Auf der Hand liegt, dass in der Integrationspolitik Fehler passiert sind. Lange Zeit habe eine linksliberale Kultur ohne Verpflichtungen geherrscht, analysierte Soziologe Kenan Güngör. Damals habe man Probleme ausgeblendet. Und dann hätten die Rechten das Thema übernommen, aber „mit einer anderen Geisteshaltung, mit starker Fremdenfeindlichkeit“. Der Integrationsexperte sprach sich für einen „klugen Mix“ aus Maßnahmen bei der Migration aus.

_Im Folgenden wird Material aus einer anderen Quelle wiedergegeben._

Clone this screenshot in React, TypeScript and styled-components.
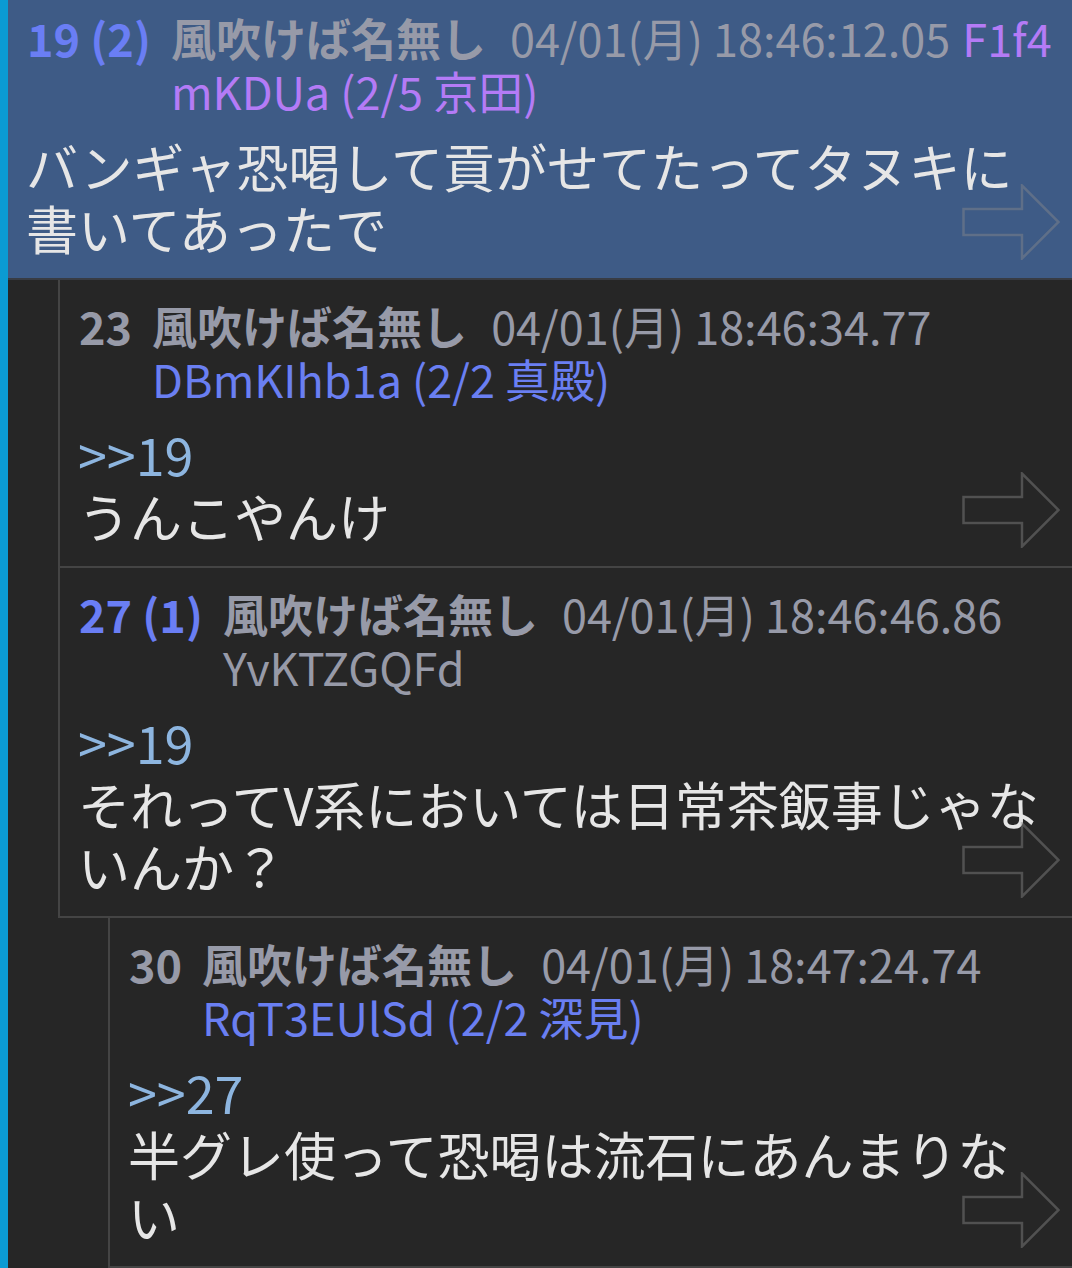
import React from "react";
import styled, { createGlobalStyle } from "styled-components";

const GlobalStyle = createGlobalStyle`
  html, body {
    margin: 0;
    padding: 0;
    background: #262626;
  }
  body {
    font-family: "Noto Sans CJK JP", "Noto Sans", sans-serif;
  }
`;

type Tone = "purple" | "blue" | "gray";

interface PostData {
  no: number;
  refs?: number;
  level: number;
  highlight?: boolean;
  date: string;
  idHead?: string;
  idTail: string;
  idTone: Tone;
  anchor?: string;
  lines: string[];
}

const posts: PostData[] = [
  {
    no: 19,
    refs: 2,
    level: 0,
    highlight: true,
    date: "04/01(月) 18:46:12.05",
    idHead: "F1f4",
    idTail: "mKDUa (2/5 京田)",
    idTone: "purple",
    lines: ["バンギャ恐喝して貢がせてたってタヌキに書いてあったで"],
  },
  {
    no: 23,
    level: 1,
    date: "04/01(月) 18:46:34.77",
    idTail: "DBmKIhb1a (2/2 真殿)",
    idTone: "blue",
    anchor: ">>19",
    lines: ["うんこやんけ"],
  },
  {
    no: 27,
    refs: 1,
    level: 1,
    date: "04/01(月) 18:46:46.86",
    idTail: "YvKTZGQFd",
    idTone: "gray",
    anchor: ">>19",
    lines: ["それってV系においては日常茶飯事じゃないんか？"],
  },
  {
    no: 30,
    level: 2,
    date: "04/01(月) 18:47:24.74",
    idTail: "RqT3EUlSd (2/2 深見)",
    idTone: "blue",
    anchor: ">>27",
    lines: ["半グレ使って恐喝は流石にあんまりない"],
  },
];

const toneColor: Record<Tone, string> = {
  purple: "#b47bf6",
  blue: "#6a7ff2",
  gray: "#979aa8",
};

const Screen = styled.div`
  display: flex;
  height: 1268px;
  overflow: hidden;
  background: #262626;
`;

const Rail = styled.div`
  flex: none;
  width: 8px;
  background: #0b9bd3;
`;

const Thread = styled.main`
  flex: 1;
  min-width: 0;
  display: flex;
  flex-direction: column;
  margin-top: -8px;
`;

const Post = styled.article<{ $level: number; $highlight?: boolean }>`
  position: relative;
  margin-left: ${(p) => p.$level * 50}px;
  padding: 19px 20px 19px 18px;
  background: ${(p) => (p.$highlight ? "#3e5b86" : "transparent")};
  border-bottom: 2px solid ${(p) => (p.$level === 0 ? "#383c44" : "#444444")};
  border-left: ${(p) => (p.$level > 0 ? "2px solid #444444" : "none")};
`;

const Head = styled.header`
  display: flex;
  align-items: flex-start;
  padding-left: 1px;
  font-size: 45px;
  line-height: 53px;
  color: #979aa8;
`;

const Num = styled.span<{ $hot: boolean }>`
  flex: none;
  white-space: nowrap;
  font-weight: 700;
  color: ${(p) => (p.$hot ? "#6a7ef4" : "#979aa8")};
  margin-right: 20px;
`;

const Meta = styled.div`
  display: flex;
  flex-direction: column;
  min-width: 0;
`;

const MetaLine = styled.div`
  white-space: nowrap;
`;

const Name = styled.span`
  font-weight: 700;
  margin-right: 24px;
`;

const Stamp = styled.span`
  font-weight: 400;
`;

const Id = styled.span<{ $tone: Tone; $inline?: boolean }>`
  color: ${(p) => toneColor[p.$tone]};
  margin-left: ${(p) => (p.$inline ? "12px" : "0")};
`;

const Body = styled.div`
  margin-top: 18px;
  font-size: 52px;
  line-height: 62px;
  color: #e6e6e6;
`;

const Anchor = styled.div`
  color: #8db5df;
`;

const Text = styled.div`
  word-break: break-all;
`;

const Forward = styled.svg`
  position: absolute;
  right: 12px;
  bottom: 18px;
  width: 98px;
  height: 76px;
`;

function Arrow() {
  return (
    <Forward viewBox="0 0 98 76" aria-hidden="true">
      <polygon
        points="1.5,25 60,25 60,1.5 96.5,38 60,74.5 60,51 1.5,51"
        fill="none"
        stroke="rgba(140,140,140,0.42)"
        strokeWidth="2.5"
        strokeLinejoin="miter"
      />
    </Forward>
  );
}

function PostView({ post }: { post: PostData }) {
  return (
    <Post $level={post.level} $highlight={post.highlight}>
      <Head>
        <Num $hot={post.refs !== undefined}>
          {post.no}
          {post.refs !== undefined ? ` (${post.refs})` : ""}
        </Num>
        <Meta>
          <MetaLine>
            <Name>風吹けば名無し</Name>
            <Stamp>{post.date}</Stamp>
            {post.idHead && (
              <Id $tone={post.idTone} $inline>
                {post.idHead}
              </Id>
            )}
          </MetaLine>
          <MetaLine>
            <Id $tone={post.idTone}>{post.idTail}</Id>
          </MetaLine>
        </Meta>
      </Head>
      <Body>
        {post.anchor && <Anchor>{post.anchor}</Anchor>}
        {post.lines.map((l, i) => (
          <Text key={i}>{l}</Text>
        ))}
      </Body>
      <Arrow />
    </Post>
  );
}

export default function App() {
  return (
    <>
      <GlobalStyle />
      <Screen>
        <Rail />
        <Thread>
          {posts.map((p) => (
            <PostView key={p.no} post={p} />
          ))}
        </Thread>
      </Screen>
    </>
  );
}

„Komplexe Situationen sind nicht durch einfache Lösungen zu bewältigen“, sagte auch Hildegard Weiss, Soziologin an der Uni Wien. Und Richard Potz, Vorstand des Instituts für Rechtsphilosophie, Religions- und Kulturrecht an der Uni Wien, erinnerte daran, dass Österreich und Europa zunächst ungeplant zu einer Gegend für Einwanderer wurden: „Lange hat man gesagt, wir sind kein Einwanderungsland. Jetzt marschieren wir auf amerikanische Verhältnisse zu“, analysierte der Professor.